---- Dataset content
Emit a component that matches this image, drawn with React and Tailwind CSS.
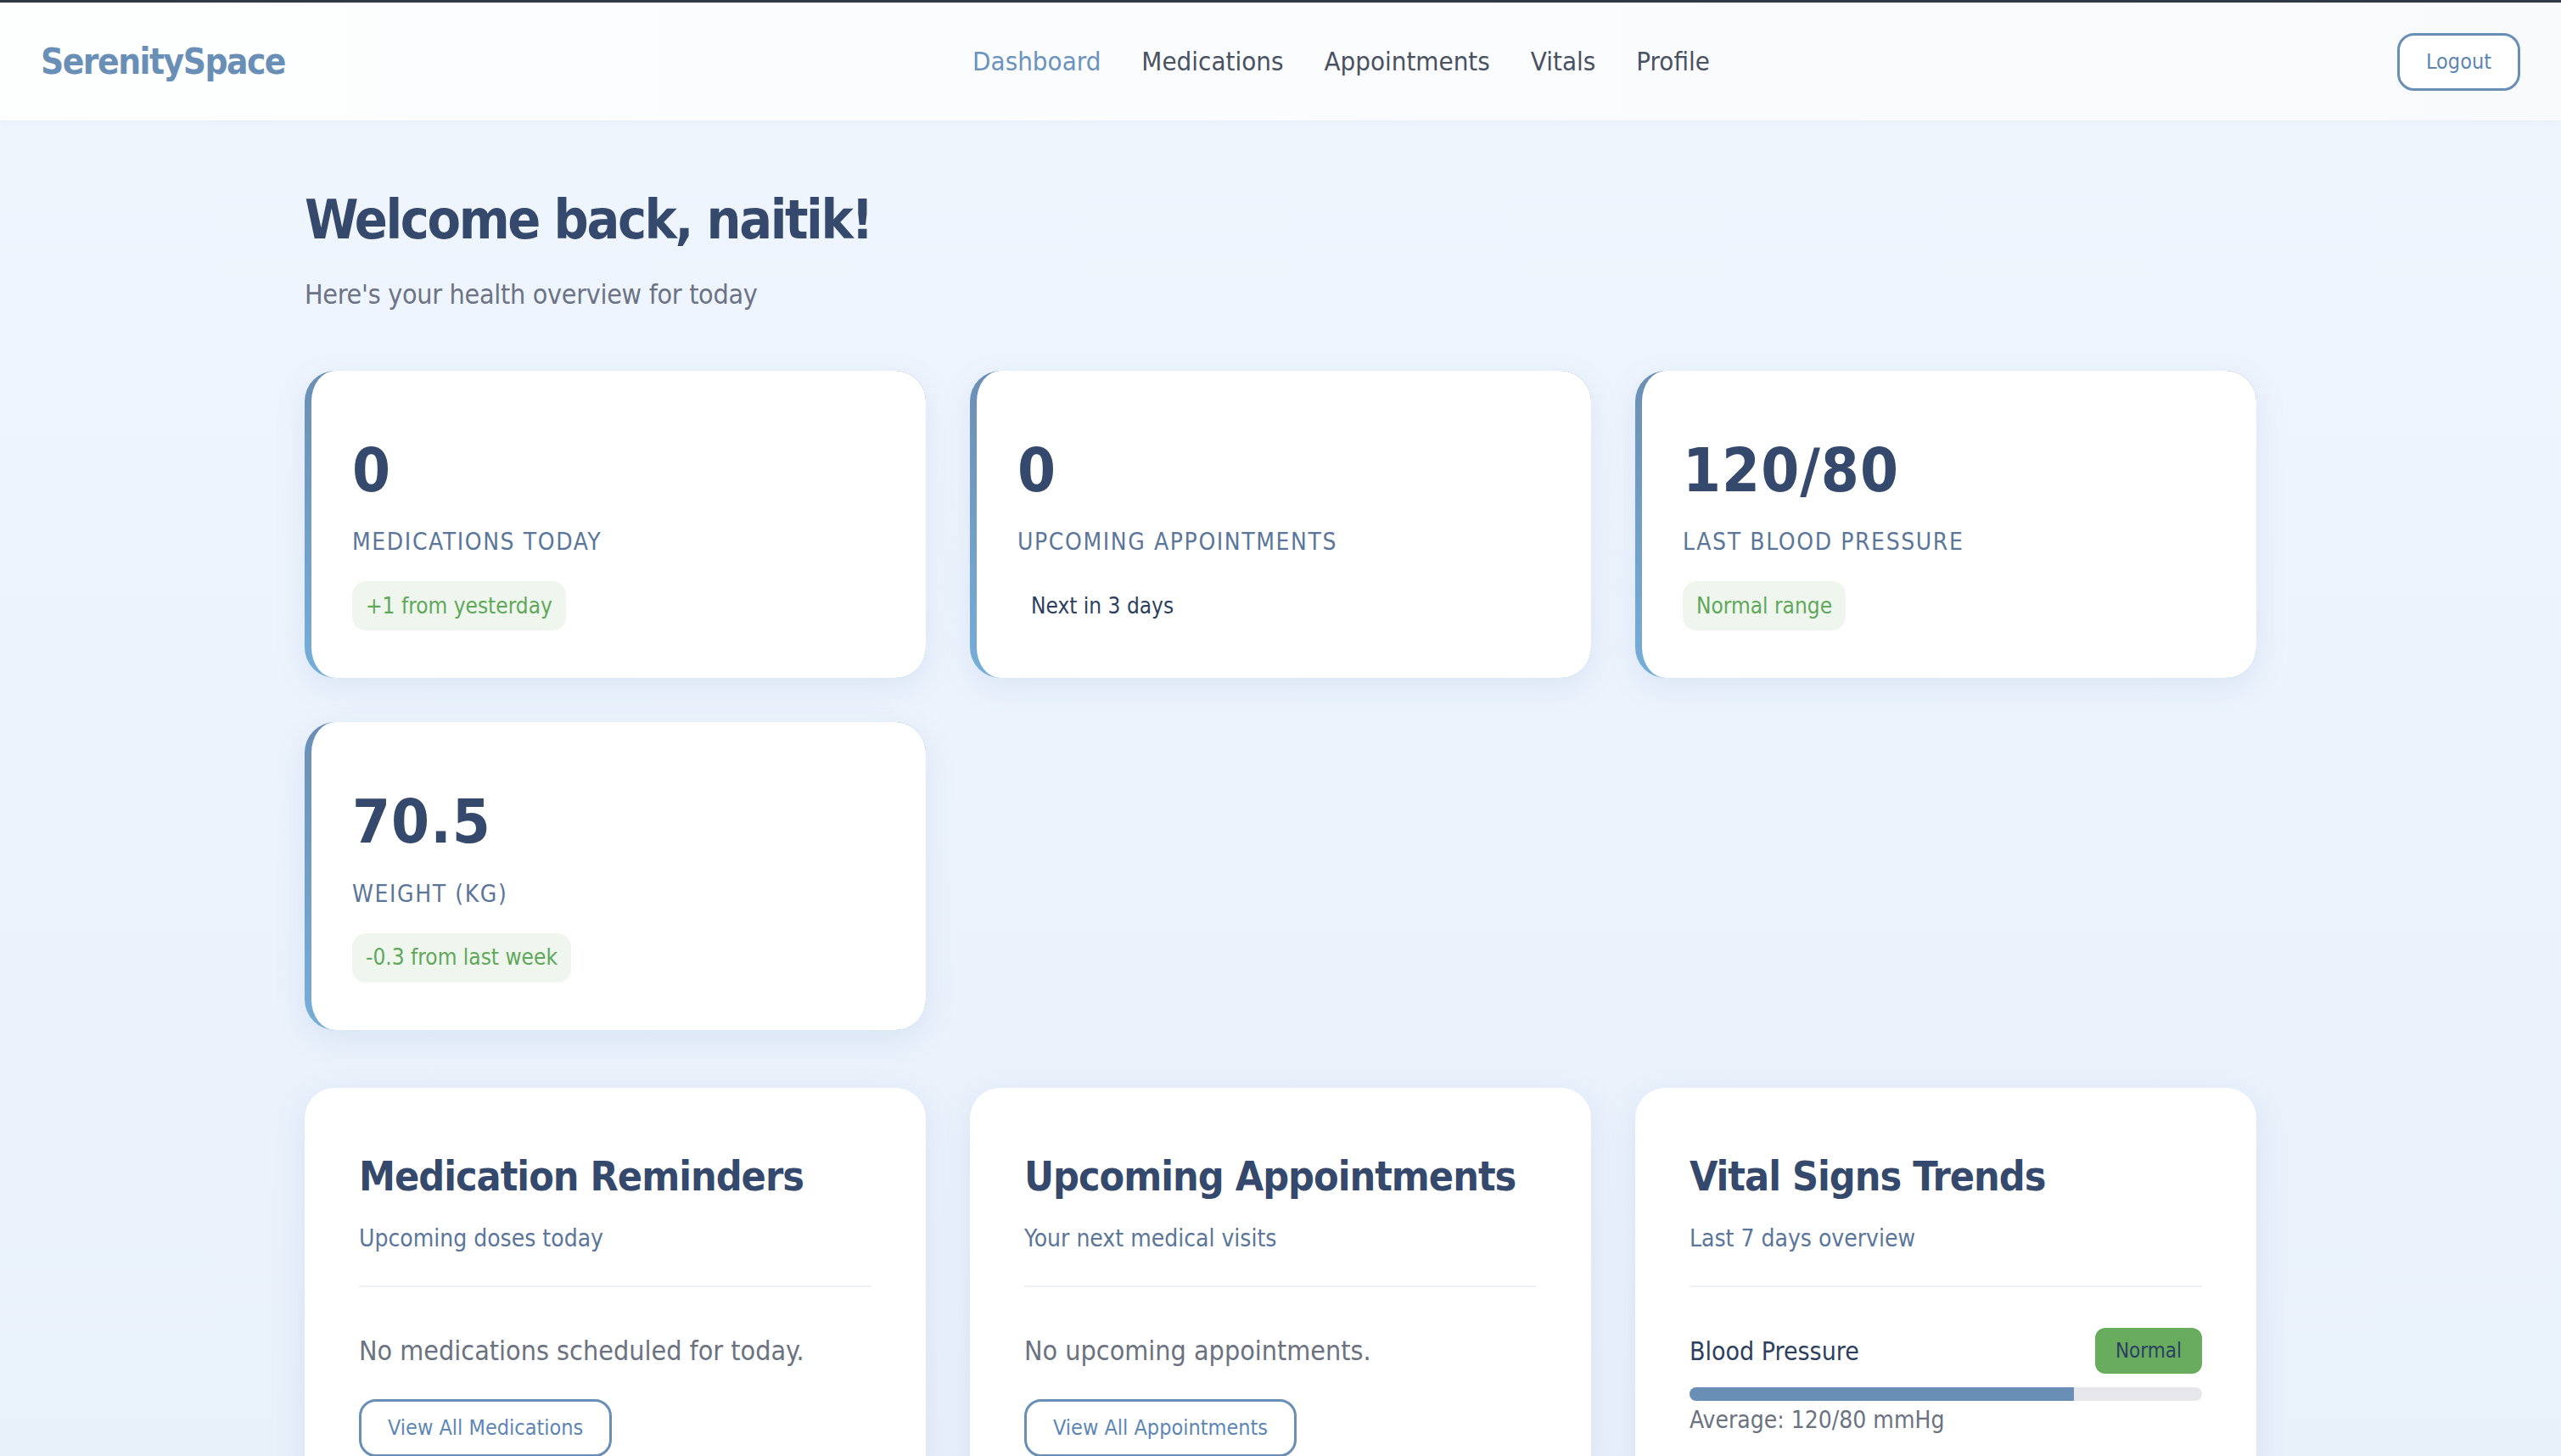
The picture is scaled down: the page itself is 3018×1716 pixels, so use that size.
import React from "react";

const stats = [
  { value: "0", label: "MEDICATIONS TODAY", badge: "+1 from yesterday", tone: "green" },
  { value: "0", label: "UPCOMING APPOINTMENTS", badge: "Next in 3 days", tone: "plain" },
  { value: "120/80", label: "LAST BLOOD PRESSURE", badge: "Normal range", tone: "green" },
  { value: "70.5", label: "WEIGHT (KG)", badge: "-0.3 from last week", tone: "green" },
];

function StatCard({ s }) {
  return (
    <div className="rounded-[36px] bg-gradient-to-b from-[#6a8fb5] to-[#76aed9] pl-[8px] shadow-[0_10px_36px_rgba(90,130,190,0.13)]">
      <div className="h-full rounded-r-[36px] rounded-l-[28px_36px] bg-white pl-[48px] pr-[48px] pt-[74px] pb-[56px]">
        <div className="text-[72px] leading-[1.2] font-bold tracking-[1px] text-[#34496b]">{s.value}</div>
        <div className="mt-[21px] text-[28px] leading-[1.5] tracking-[1.6px] text-[#5b7699]">{s.label}</div>
        <div className="mt-[25px] flex">
          <span
            className={
              s.tone === "green"
                ? "flex h-[58px] items-center rounded-[16px] bg-[#eff6ee] px-[16px] text-[26px] text-[#5fa85a]"
                : "flex h-[58px] items-center rounded-[16px] px-[16px] text-[26px] text-[#2d3f5e]"
            }
          >
            {s.badge}
          </span>
        </div>
      </div>
    </div>
  );
}

function SectionCard({ title, subtitle, children }) {
  return (
    <div className="rounded-[36px] bg-white px-[64px] pt-[76px] pb-[56px] shadow-[0_10px_36px_rgba(90,130,190,0.13)]">
      <div className="border-b-[2px] border-[#eef2f7] pb-[34px]">
        <h2 className="text-[48px] leading-[1.2] font-bold tracking-[-1px] text-[#34496b]">{title}</h2>
        <p className="mt-[24px] text-[28px] leading-[1.5] text-[#5b7699]">{subtitle}</p>
      </div>
      {children}
    </div>
  );
}

function OutlineButton({ children }) {
  return (
    <button className="h-[68px] rounded-[20px] border-[3px] border-[#6a8fb7] bg-white px-[31px] text-[25px] text-[#5d86b5]">
      {children}
    </button>
  );
}

export default function App() {
  return (
    <div className="min-h-screen bg-gradient-to-b from-[#f0f6fe] to-[#e8f0fa] font-['DejaVu_Sans_Condensed','DejaVu_Sans',sans-serif]">
      <header className="flex h-[142px] items-center justify-between border-t-[3px] border-[#2f3a44] bg-gradient-to-r from-[#fdfefe] to-[#f8fafc] px-[48px] shadow-[0_2px_12px_rgba(60,90,140,0.05)]">
        <div className="text-[42px] font-bold tracking-[-1.5px] text-[#6a8fb7]">SerenitySpace</div>
        <nav className="flex items-center gap-[48px] text-[31px] text-[#4a5262]">
          <a className="text-[#6a93bd]">Dashboard</a>
          <a>Medications</a>
          <a>Appointments</a>
          <a>Vitals</a>
          <a>Profile</a>
        </nav>
        <OutlineButton>Logout</OutlineButton>
      </header>

      <main className="mx-auto w-[2300px] pt-[79px] pb-[80px]">
        <h1 className="text-[64px] leading-[1.2] font-bold tracking-[-2.4px] text-[#34496b]">Welcome back, naitik!</h1>
        <p className="mt-[25px] text-[32px] leading-[1.5] tracking-[-0.3px] text-[#6b7385]">Here's your health overview for today</p>

        <div className="mt-[66px] grid grid-cols-3 gap-[52px]">
          {stats.map((s, i) => (
            <StatCard key={i} s={s} />
          ))}
        </div>

        <div className="mt-[68px] grid grid-cols-3 gap-[52px]">
          <SectionCard title="Medication Reminders" subtitle="Upcoming doses today">
            <p className="mt-[51px] text-[32px] leading-[1.5] text-[#6b7280]">No medications scheduled for today.</p>
            <div className="mt-[33px]">
              <OutlineButton>View All Medications</OutlineButton>
            </div>
          </SectionCard>
          <SectionCard title="Upcoming Appointments" subtitle="Your next medical visits">
            <p className="mt-[51px] text-[32px] leading-[1.5] text-[#6b7280]">No upcoming appointments.</p>
            <div className="mt-[33px]">
              <OutlineButton>View All Appointments</OutlineButton>
            </div>
          </SectionCard>
          <SectionCard title="Vital Signs Trends" subtitle="Last 7 days overview">
            <div className="mt-[48px] flex items-center justify-between">
              <span className="text-[30px] text-[#2d3f5e]">Blood Pressure</span>
              <span className="flex h-[54px] items-center rounded-[12px] bg-[#67ad5d] px-[24px] text-[24px] text-[#2d4063]">Normal</span>
            </div>
            <div className="mt-[16px] h-[16px] w-full overflow-hidden rounded-full bg-[#e5e7eb]">
              <div className="h-full bg-[#6a8fb7]" style={{ width: "75%" }} />
            </div>
            <p className="mt-[2px] text-[28px] leading-[1.5] text-[#6b7280]">Average: 120/80 mmHg</p>
          </SectionCard>
        </div>
      </main>
    </div>
  );
}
--------
_To be done_
Go through the listing above and write it all out exactly, leaving out any picture.

_Task answer_
Emit a component that matches this image, drawn with React and Tailwind CSS.
The picture is scaled down: the page itself is 3018×1716 pixels, so use that size.
import React from "react";

const stats = [
  { value: "0", label: "MEDICATIONS TODAY", badge: "+1 from yesterday", tone: "green" },
  { value: "0", label: "UPCOMING APPOINTMENTS", badge: "Next in 3 days", tone: "plain" },
  { value: "120/80", label: "LAST BLOOD PRESSURE", badge: "Normal range", tone: "green" },
  { value: "70.5", label: "WEIGHT (KG)", badge: "-0.3 from last week", tone: "green" },
];

function StatCard({ s }) {
  return (
    <div className="rounded-[36px] bg-gradient-to-b from-[#6a8fb5] to-[#76aed9] pl-[8px] shadow-[0_10px_36px_rgba(90,130,190,0.13)]">
      <div className="h-full rounded-r-[36px] rounded-l-[28px_36px] bg-white pl-[48px] pr-[48px] pt-[74px] pb-[56px]">
        <div className="text-[72px] leading-[1.2] font-bold tracking-[1px] text-[#34496b]">{s.value}</div>
        <div className="mt-[21px] text-[28px] leading-[1.5] tracking-[1.6px] text-[#5b7699]">{s.label}</div>
        <div className="mt-[25px] flex">
          <span
            className={
              s.tone === "green"
                ? "flex h-[58px] items-center rounded-[16px] bg-[#eff6ee] px-[16px] text-[26px] text-[#5fa85a]"
                : "flex h-[58px] items-center rounded-[16px] px-[16px] text-[26px] text-[#2d3f5e]"
            }
          >
            {s.badge}
          </span>
        </div>
      </div>
    </div>
  );
}

function SectionCard({ title, subtitle, children }) {
  return (
    <div className="rounded-[36px] bg-white px-[64px] pt-[76px] pb-[56px] shadow-[0_10px_36px_rgba(90,130,190,0.13)]">
      <div className="border-b-[2px] border-[#eef2f7] pb-[34px]">
        <h2 className="text-[48px] leading-[1.2] font-bold tracking-[-1px] text-[#34496b]">{title}</h2>
        <p className="mt-[24px] text-[28px] leading-[1.5] text-[#5b7699]">{subtitle}</p>
      </div>
      {children}
    </div>
  );
}

function OutlineButton({ children }) {
  return (
    <button className="h-[68px] rounded-[20px] border-[3px] border-[#6a8fb7] bg-white px-[31px] text-[25px] text-[#5d86b5]">
      {children}
    </button>
  );
}

export default function App() {
  return (
    <div className="min-h-screen bg-gradient-to-b from-[#f0f6fe] to-[#e8f0fa] font-['DejaVu_Sans_Condensed','DejaVu_Sans',sans-serif]">
      <header className="flex h-[142px] items-center justify-between border-t-[3px] border-[#2f3a44] bg-gradient-to-r from-[#fdfefe] to-[#f8fafc] px-[48px] shadow-[0_2px_12px_rgba(60,90,140,0.05)]">
        <div className="text-[42px] font-bold tracking-[-1.5px] text-[#6a8fb7]">SerenitySpace</div>
        <nav className="flex items-center gap-[48px] text-[31px] text-[#4a5262]">
          <a className="text-[#6a93bd]">Dashboard</a>
          <a>Medications</a>
          <a>Appointments</a>
          <a>Vitals</a>
          <a>Profile</a>
        </nav>
        <OutlineButton>Logout</OutlineButton>
      </header>

      <main className="mx-auto w-[2300px] pt-[79px] pb-[80px]">
        <h1 className="text-[64px] leading-[1.2] font-bold tracking-[-2.4px] text-[#34496b]">Welcome back, naitik!</h1>
        <p className="mt-[25px] text-[32px] leading-[1.5] tracking-[-0.3px] text-[#6b7385]">Here's your health overview for today</p>

        <div className="mt-[66px] grid grid-cols-3 gap-[52px]">
          {stats.map((s, i) => (
            <StatCard key={i} s={s} />
          ))}
        </div>

        <div className="mt-[68px] grid grid-cols-3 gap-[52px]">
          <SectionCard title="Medication Reminders" subtitle="Upcoming doses today">
            <p className="mt-[51px] text-[32px] leading-[1.5] text-[#6b7280]">No medications scheduled for today.</p>
            <div className="mt-[33px]">
              <OutlineButton>View All Medications</OutlineButton>
            </div>
          </SectionCard>
          <SectionCard title="Upcoming Appointments" subtitle="Your next medical visits">
            <p className="mt-[51px] text-[32px] leading-[1.5] text-[#6b7280]">No upcoming appointments.</p>
            <div className="mt-[33px]">
              <OutlineButton>View All Appointments</OutlineButton>
            </div>
          </SectionCard>
          <SectionCard title="Vital Signs Trends" subtitle="Last 7 days overview">
            <div className="mt-[48px] flex items-center justify-between">
              <span className="text-[30px] text-[#2d3f5e]">Blood Pressure</span>
              <span className="flex h-[54px] items-center rounded-[12px] bg-[#67ad5d] px-[24px] text-[24px] text-[#2d4063]">Normal</span>
            </div>
            <div className="mt-[16px] h-[16px] w-full overflow-hidden rounded-full bg-[#e5e7eb]">
              <div className="h-full bg-[#6a8fb7]" style={{ width: "75%" }} />
            </div>
            <p className="mt-[2px] text-[28px] leading-[1.5] text-[#6b7280]">Average: 120/80 mmHg</p>
          </SectionCard>
        </div>
      </main>
    </div>
  );
}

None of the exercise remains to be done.